J’ai réalisé les images du projet « Here, There » en mars 2022 dans le cadre d’un séjour de recherche à Jeddah, en Arabie Saoudite. Elles font partie d’un nouveau travail de terrain et d’investigation au long court dans cette partie du Golfe.
Dès le début du XXe siècle, alors que la photographie transforme notre représentation du monde, les progrès technologiques militaires transforment le théâtre des opérations en un lieu d’exploration.
En poursuivant mes recherches sur les modes de fabrication, de diffusion et de réception de l’information via la mise en circulation d’images produites par la guerre (voir HAS #03), je propose ici d’approfondir ma réflexion sur les limites de la représentation et le regard que nous portons sur ce type d’imagerie. L’automatisation des modes de production de l’image ont transformé les technologies en sujet actif de la guerre, où les armes deviennent aussi des outils de perception et de vision. L’œil artificiel de ces machines brouille la perception de la réalité, et nous pouvons alors nous demander : que voit-on, comment et où ?
L’arrivée, entre autres nouvelles technologies, des drones sur le champ de bataille a marqué un tournant majeur quant à la place du combattant sur le terrain.
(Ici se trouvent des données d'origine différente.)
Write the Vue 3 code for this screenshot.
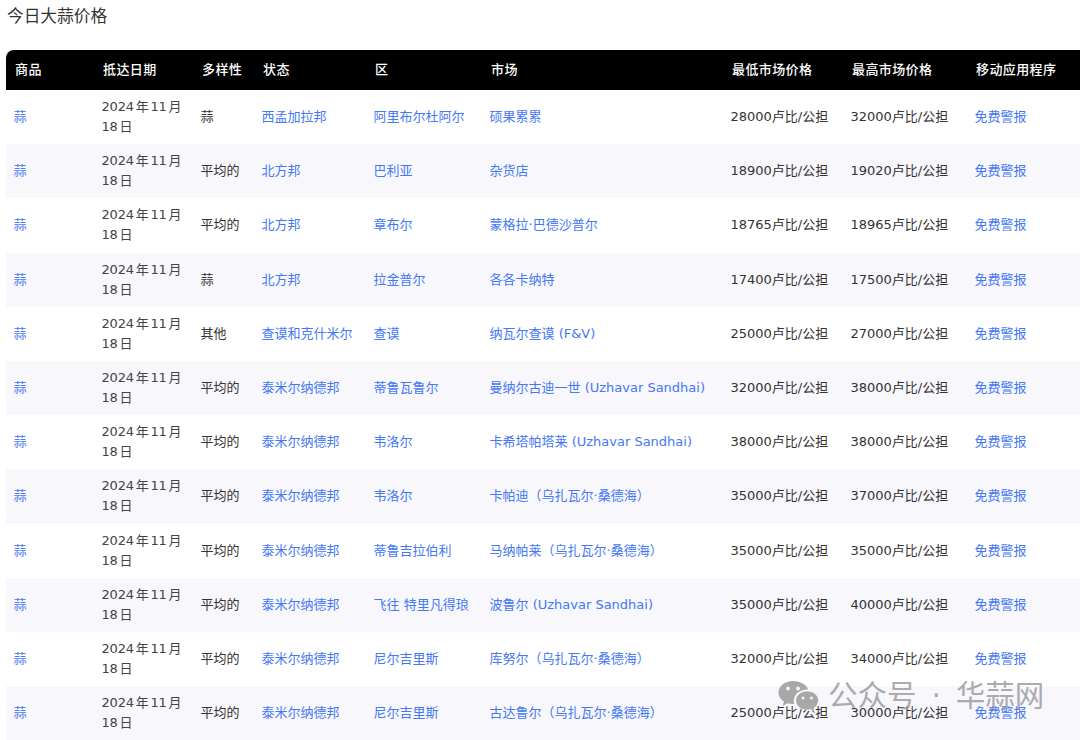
<script setup>
const cols = ['商品', '抵达日期', '多样性', '状态', '区', '市场', '最低市场价格', '最高市场价格', '移动应用程序']

const rows = [
  ['蒜', '西孟加拉邦', '阿里布尔杜阿尔', '硕果累累', 28000, 32000],
  ['平均的', '北方邦', '巴利亚', '杂货店', 18900, 19020],
  ['平均的', '北方邦', '章布尔', '蒙格拉·巴德沙普尔', 18765, 18965],
  ['蒜', '北方邦', '拉金普尔', '各各卡纳特', 17400, 17500],
  ['其他', '查谟和克什米尔', '查谟', '纳瓦尔查谟 (F&V)', 25000, 27000],
  ['平均的', '泰米尔纳德邦', '蒂鲁瓦鲁尔', '曼纳尔古迪一世 (Uzhavar Sandhai)', 32000, 38000],
  ['平均的', '泰米尔纳德邦', '韦洛尔', '卡希塔帕塔莱 (Uzhavar Sandhai)', 38000, 38000],
  ['平均的', '泰米尔纳德邦', '韦洛尔', '卡帕迪（乌扎瓦尔·桑德海）', 35000, 37000],
  ['平均的', '泰米尔纳德邦', '蒂鲁吉拉伯利', '马纳帕莱（乌扎瓦尔·桑德海）', 35000, 35000],
  ['平均的', '泰米尔纳德邦', '飞往 特里凡得琅', '波鲁尔 (Uzhavar Sandhai)', 35000, 40000],
  ['平均的', '泰米尔纳德邦', '尼尔吉里斯', '库努尔（乌扎瓦尔·桑德海）', 32000, 34000],
  ['平均的', '泰米尔纳德邦', '尼尔吉里斯', '古达鲁尔（乌扎瓦尔·桑德海）', 25000, 30000]
]
</script>

<template>
  <div class="page">
    <h3 class="title">今日大蒜价格</h3>
    <table class="price-table">
      <colgroup>
        <col style="width: 88px" />
        <col style="width: 99px" />
        <col style="width: 61px" />
        <col style="width: 112px" />
        <col style="width: 116px" />
        <col style="width: 241px" />
        <col style="width: 120px" />
        <col style="width: 124px" />
        <col style="width: 113px" />
      </colgroup>
      <thead>
        <tr>
          <th v-for="c in cols" :key="c">{{ c }}</th>
        </tr>
      </thead>
      <tbody>
        <tr v-for="(r, i) in rows" :key="i">
          <td><a>蒜</a></td>
          <td class="date">2024 年 11 月 18 日</td>
          <td>{{ r[0] }}</td>
          <td><a>{{ r[1] }}</a></td>
          <td><a>{{ r[2] }}</a></td>
          <td><a>{{ r[3] }}</a></td>
          <td>{{ r[4] }}卢比/公担</td>
          <td>{{ r[5] }}卢比/公担</td>
          <td><a>免费警报</a></td>
        </tr>
      </tbody>
    </table>

    <div class="watermark">
      <svg width="41" height="32" viewBox="0 0 41 32">
        <path d="M15 1C7 1 .5 6 .5 12.5c0 3.800 2.200 7 5.500 9.200L4.500 26l5.200-2.700c1.700.5 3.400.7 5.300.7h1.200a10 10 0 0 1-.5-3.200c0-6.300 6-11.300 13.400-11.300h.9C28.800 4.600 22.500 1 15 1z" fill="#a8a8a8" />
        <path d="M40.500 20.500c0-5.300-5.200-9.500-11.300-9.500s-11.500 4.200-11.500 9.500S23 30 29.200 30c1.300 0 2.600-.2 3.800-.5l4 2.200-1.100-3.500c2.800-1.800 4.600-4.600 4.600-7.700z" fill="#a8a8a8" stroke="#fff" stroke-width=".6" />
        <circle cx="10" cy="8.500" r="1.900" fill="#f4f4f4" />
        <circle cx="20" cy="8.500" r="1.900" fill="#f4f4f4" />
        <circle cx="25" cy="18" r="1.500" fill="#f4f4f4" />
        <circle cx="33.500" cy="18" r="1.500" fill="#f4f4f4" />
      </svg>
      <span>公众号 · 华蒜网</span>
    </div>
  </div>
</template>

<style scoped>
.page {
  position: relative;
  width: 1080px;
  height: 740px;
  overflow: hidden;
  background: #fff;
  font-family: "DejaVu Sans", "Noto Sans CJK SC", sans-serif;
  color: #333;
}

.title {
  margin: 0;
  padding: 4px 0 0 7px;
  height: 50px;
  box-sizing: border-box;
  font-size: 16.7px;
  font-weight: 400;
  line-height: 24px;
  color: #333;
}

.price-table {
  margin-left: 6px;
  width: 1074px;
  table-layout: fixed;
  border-collapse: separate;
  border-spacing: 0;
  font-size: 13px;
}

.price-table th {
  height: 40px;
  padding: 0 0 3px 9px;
  box-sizing: border-box;
  background: #000;
  color: #fff;
  text-align: left;
  font-size: 13px;
  font-weight: 500;
  letter-spacing: .4px;
  white-space: nowrap;
}

.price-table th:first-child {
  border-top-left-radius: 8px;
}

.price-table td {
  height: 54.2px;
  padding: 0 7.5px;
  box-sizing: border-box;
  line-height: 20px;
  color: #333;
  white-space: normal;
}

.price-table td.date {
  padding-right: 0;
  word-spacing: -2px;
  letter-spacing: -.2px;
  color: #444;
}

.price-table td:nth-child(n+4) {
  white-space: nowrap;
}

.price-table tbody tr:nth-child(even) td {
  background: #f7f7fc;
}

.price-table a {
  color: #4478f5;
  text-decoration: none;
}

.watermark {
  position: absolute;
  left: 778px;
  top: 680px;
  display: flex;
  align-items: center;
  gap: 9px;
  pointer-events: none;
}

.watermark span {
  font-size: 29.500px;
  word-spacing: 5.500px;
  line-height: 32px;
  color: rgba(150, 150, 150, 0.8);
  white-space: nowrap;
}
</style>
Le vertige de la technique rejoint dès lors le vertige de la terreur, où se construit alors une nouvelle appréhension de l’espace et de ses dimensions.
Parallèlement, la simultanéité de la diffusion des images de guerre entre ce qu’il se passe sur le terrain et ce que nous voyons via les informations qui sont diffusées dans les médias et sur les réseaux sociaux nous fait aujourd’hui vivre la guerre en temps réel. Nous recevons les informations directement dans nos poches, sur nos smartphones. Déjà avec la guerre du Vietnam et tout au long des années soixante-dix, les combats sont de plus en plus « médiatisés ». Avec la mobilité de la caméra installée sous un drone ou sur un missile, se développe également une forme de simultanéité entre le visuel de l’image et ce qu’elle enregistre en temps réel. Le mouvement de l’image induit par le mouvement de la caméra concrétise une forme de militarisation de la vue.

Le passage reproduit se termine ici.